Sebab baginya, situasi hubungan internasional tak selalu sejalan dengan kepentingan nasional Indonesia. Di jaman Soekarno, muncul berbagai konflik kepentingan dengan negara lain dipicu strategi geopolitik Soekarno. Sehingga dia mempertanyakan tesis mengenai hidup berdampingan atau co-existence itu.
Hasto menjawab dengan panjang lebar. Dia menjelaskan bagaimana dahulu Bung Karno bisa meyakinkan Amerika Serikat (AS) yang awalnya menolak Konferensi Asia Afrika. Pemerintahan Bung Karno saat itu lalu merancang misi diplomasi dengan mengingatkan AS soal patriotisme AS dalam menghadapi penjajahan kolonialisme Inggris.
Begitupun ketika Indonesia berhasil merebut kembali Irian Barat, yang ditentang Belanda dengan menggalang kekuatan dari AS. Indonesia saat itu mampu menggalang dukungan Inggris karena kedekatan personal antara Menteri luar negeri Subandrio dan Ratu Elizabeth.
"Ketika Inggris mendukung kita, maka Australia ikut mendukung kita.
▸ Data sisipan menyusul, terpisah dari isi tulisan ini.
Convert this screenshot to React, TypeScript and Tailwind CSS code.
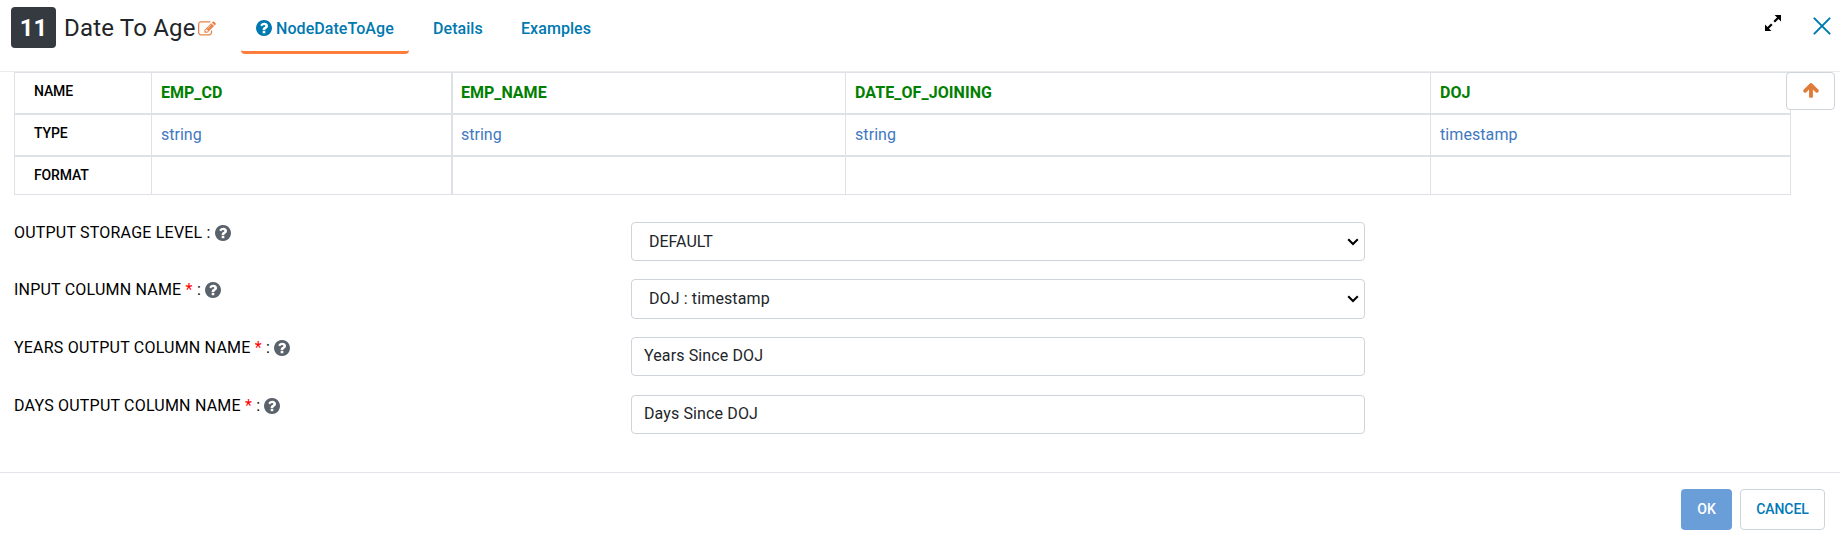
const columns = [
  { name: "EMP_CD", type: "string", edge: "border-r pl-[9px]" },
  { name: "EMP_NAME", type: "string", edge: "pl-2" },
  { name: "DATE_OF_JOINING", type: "string", edge: "pl-[9px] tracking-[0.08px]" },
  { name: "DOJ", type: "timestamp", edge: "pl-[9px] tracking-[0.08px]" },
];

function QuestionIcon({ className }: { className: string }) {
  return (
    <svg viewBox="128 128 1536 1536" fill="currentColor" className={className}>
      <path d="M1024 1376v-192q0-14-9-23t-23-9h-192q-14 0-23 9t-9 23v192q0 14 9 23t23 9h192q14 0 23-9t9-23zm256-672q0-88-55.5-163t-138.5-116-170-41q-243 0-371 213-15 24 8 42l132 100q7 6 19 6 16 0 25-12 53-68 86-92 34-24 86-24 48 0 85.5 26t37.5 59q0 38-20 61t-68 45q-63 28-115.5 86.5t-52.5 125.5v36q0 14 9 23t23 9h192q14 0 23-9t9-23q0-19 21.5-49.5t54.5-49.5q32-18 49-28.5t46-35 44.5-48 28-60.5 12.5-81zm384 192q0 209-103 385.5t-279.5 279.5-385.5 103-385.5-103-279.5-279.5-103-385.5 103-385.5 279.5-279.5 385.5-103 385.5 103 279.5 279.5 103 385.5z" />
    </svg>
  );
}

function EditIcon() {
  return (
    <svg viewBox="0 0 1792 1792" fill="currentColor" className="mt-px ml-[2px] size-[18px] shrink-0 text-[#e8844a]">
      <path d="M888 1184l116-116-152-152-116 116v56h96v96h56zm440-720q-16-16-33 1l-350 350q-17 17-1 33t33-1l350-350q17-17 1-33zm80 594v190q0 119-84.5 203.5t-203.5 84.5h-832q-119 0-203.5-84.5t-84.5-203.5v-832q0-119 84.5-203.5t203.5-84.5h832q63 0 117 25 15 7 18 23 3 17-9 29l-49 49q-14 14-32 8-23-6-45-6h-832q-66 0-113 47t-47 113v832q0 66 47 113t113 47h832q66 0 113-47t47-113v-126q0-13 9-22l64-64q15-15 35-7t20 29zm-96-738l288 288-672 672h-288v-288zm444 132l-92 92-288-288 92-92q28-28 68-28t68 28l152 152q28 28 28 68t-28 68z" />
    </svg>
  );
}

function ArrowUpIcon() {
  return (
    <svg viewBox="0 0 1792 1792" fill="currentColor" className="-mt-0.5 size-[18px] text-[#e07b39]">
      <path d="M1675 971q0 51-37 90l-75 75q-38 38-91 38-54 0-90-38l-294-293v704q0 52-37.5 84.5t-90.5 32.5h-128q-53 0-90.5-32.5t-37.5-84.5v-704l-294 293q-36 38-90 38t-90-38l-75-75q-38-38-38-90 0-53 38-91l651-651q35-37 90-37 54 0 91 37l651 651q37 39 37 91z" />
    </svg>
  );
}

function ExpandIcon() {
  return (
    <svg viewBox="0 0 16 16" className="mt-[15px] size-4">
      <path d="M9.6 0H16v6.4zM0 9.4V16h6.4z" fill="black" />
      <path d="M13.5 2.5 9.2 6.8M6.8 9.2 2.5 13.5" stroke="black" strokeWidth="2.2" />
    </svg>
  );
}

function CloseIcon() {
  return (
    <svg viewBox="0 0 18 18" className="mt-[17px] size-[18px]">
      <path d="M1.4 1.4 16.6 16.6M16.6 1.4 1.4 16.6" stroke="#0079b0" strokeWidth="2" strokeLinecap="round" />
    </svg>
  );
}

function Chevron() {
  return (
    <svg viewBox="0 0 12 8" className="h-2 w-3" fill="none">
      <path d="M1.2 1.2 6 6 10.8 1.2" stroke="black" strokeWidth="2" />
    </svg>
  );
}

function FieldLabel({ text, required }: { text: string; required?: boolean }) {
  return (
    <div className="flex h-[22px] w-[617px] items-center">
      <span className="text-base leading-5 tracking-[0.21px] text-black">
        {text} {required && <span className="text-[#ff0000]">* </span>}:
      </span>
      <QuestionIcon className="-mt-px ml-1 size-4 text-[#5a626b]" />
    </div>
  );
}

function RowHeading({ text }: { text: string }) {
  return (
    <div className="border-t border-b border-l border-[#dee2e6] pt-2 pl-[19px] text-sm leading-5 font-medium tracking-[-0.15px] text-black">
      {text}
    </div>
  );
}

export default function App() {
  return (
    <div className="flex h-[540px] w-[1840px] flex-col overflow-hidden bg-white font-['Roboto',sans-serif] text-[#212529]">
      <header className="flex h-[72px] shrink-0 items-start border-b border-[#e9ecef] pl-[11px]">
        <div className="mt-[7px] flex h-[41px] w-[45px] items-center justify-center rounded bg-[#343a40] text-2xl font-bold text-white">
          11
        </div>
        <div className="mt-[13px] ml-2 flex h-[30px] w-[177px] items-center">
          <h1 className="text-2xl leading-[30px] tracking-[0.2px] whitespace-nowrap">Date To Age</h1>
          <EditIcon />
        </div>
        <nav className="flex text-base leading-6 font-medium tracking-[0.06px] text-[#0079b0]">
          <a className="flex h-[54px] w-[168px] items-start rounded-sm border-b-[3px] border-[#fd7e3b] pt-[17px] pl-[15px]">
            <QuestionIcon className="mt-[3px] mr-1 size-4" />
            NodeDateToAge
          </a>
          <a className="w-[89px] pt-[17px] pl-6">Details</a>
          <a className="pt-[17px] pl-[23px]">Examples</a>
        </nav>
        <div className="ml-auto flex items-start gap-8 pr-[9px]">
          <ExpandIcon />
          <CloseIcon />
        </div>
      </header>

      <section className="flex h-[123px] shrink-0 pl-[14px]">
        <div className="grid w-[1776px] grid-cols-[137px_301px_393px_585px_360px] grid-rows-[42px_42px_39px]">
          <RowHeading text="NAME" />
          {columns.map((c) => (
            <div key={c.name} className={`${c.edge} border-t border-b border-l border-[#dee2e6] pt-2 text-base leading-6 font-bold text-[#008000]`}>
              {c.name}
            </div>
          ))}
          <RowHeading text="TYPE" />
          {columns.map((c) => (
            <div key={c.name} className={`${c.edge} border-t border-b border-l border-[#dee2e6] pt-2 text-base leading-6 text-[#3f78bf]`}>
              {c.type}
            </div>
          ))}
          <RowHeading text="FORMAT" />
          {columns.map((c) => (
            <div key={c.name} className={`${c.edge} border-t border-b border-l border-[#dee2e6]`} />
          ))}
        </div>
        <div className="w-px bg-[#dee2e6]" />
        <button className="relative -ml-[5px] flex h-[38px] w-[49px] items-center justify-center rounded border border-[#ced4da] bg-white">
          <ArrowUpIcon />
        </button>
      </section>

      <form className="flex h-[277px] shrink-0 flex-col pt-[27px] pl-[14px] text-base">
        <div className="flex h-[57px]">
          <FieldLabel text="OUTPUT STORAGE LEVEL" />
          <div className="flex h-[39px] w-[734px] items-center justify-between rounded border border-[#ced4da] pr-[5px] pl-[17px]">
            DEFAULT
            <Chevron />
          </div>
        </div>
        <div className="flex h-[58px]">
          <FieldLabel text="INPUT COLUMN NAME" required />
          <div className="flex h-[40px] w-[734px] items-center justify-between rounded border border-[#ced4da] pr-[5px] pl-[17px] tracking-[0.12px]">
            DOJ : timestamp
            <Chevron />
          </div>
        </div>
        <div className="flex h-[58px]">
          <FieldLabel text="YEARS OUTPUT COLUMN NAME" required />
          <div className="flex h-[39px] w-[734px] items-center rounded border border-[#ced4da] pb-px pl-3 tracking-[0.12px]">
            Years Since DOJ
          </div>
        </div>
        <div className="flex">
          <FieldLabel text="DAYS OUTPUT COLUMN NAME" required />
          <div className="flex h-[39px] w-[734px] items-center rounded border border-[#ced4da] pb-[2px] pl-3 tracking-[0.12px]">
            Days Since DOJ
          </div>
        </div>
      </form>

      <footer className="flex flex-1 justify-end gap-2 border-t border-[#e3e7ec] pt-4 pr-[15px] text-sm font-medium">
        <button className="h-[41px] w-[51px] rounded bg-[#6a9ed9] pb-px text-white">OK</button>
        <button className="h-[41px] w-[85px] rounded border border-[#ced4da] pb-px tracking-[-0.1px] text-[#0079b8]">CANCEL</button>
      </footer>
    </div>
  );
}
Ini yang kemudian tidak kita leverage. Kita meninggalkan Asia Afrika sebagai playing field kita. Kita meninggalkan Amerika Latin sebagai playing field kita. Padahal itu adalah basis legitimasi kita di sistem internasional yang telah dibangun susah payah oleh Bung Karno," urai Hasto.
Kata Hasto, Indonesia memerlukan kepemimpinan nasional yang punya kesadaran geopolitik dan mampu bertindak aktif. Ketiadaan sumber daya harus memunculkan ide dan gagasan, suatu spirit yang mampu mengatasi berbagai hambatan dalam sistem internasional yang anarkis.
"Gagasan sukarno masih sangat relevan di dalam sistem internasional. Hanya perlu pemimpin nasional yang memiliki cara pandang geopolitik memperjuangkan kepentingan nasional," tegas Hasto.